It seems like a part of me has already made the decision in my head to drink again soon. I’m not exactly sure when, so it appears not today. Another part of me is desperately screaming “No!! Don’t do it! Please hang on longer, things must get better!”
I don’t even know what the point of drinking now would be, because it’s not to try moderating again. And it’s not because I think I wasn’t that bad. I know without a shadow of a doubt that I can’t control my drinking – rather it controls me – and I need to stop doing it, like forever.
So why do I feel like I HAVE to have this last fling with booze? And how do I know that I will even have the willpower afterward to quit again? I am scared to take the chance. What will I gain from drinking now? Probably a few minutes of relief, a hangover, and tons of remorse and 40 days down the tubes.
I think I am just desperate to shut off my thoughts for a while. There’s just too much going on in my head. I’m also always on the go, so feel like there’s never a time to relax. And I’m also just battling with this single parent business, and so tired of inadvertently taking out my bad moods on my little one.

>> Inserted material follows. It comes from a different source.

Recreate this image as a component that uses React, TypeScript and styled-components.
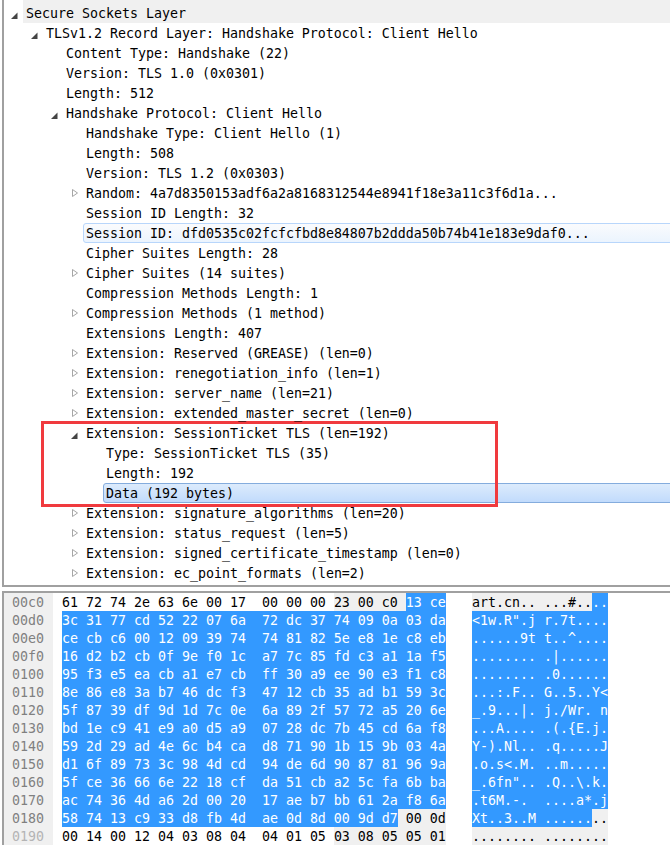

I’ve been reading through so many sober blogs lately, just trying to keep going, but I feel like it’s getting more and more difficult, and I’m getting more and more depressed. I don’t know what to do anymore. I need to get past this.
Feeling like there’s a big hole in my life. I’ve always had something to fill it. Either a guy, or interest in a guy, or running a web site, drinking. I think I’m looking for something to fill this emptiness in my life now. It’s a very lonely and depressing feeling. I just don’t know what other interest might be able to fill this space.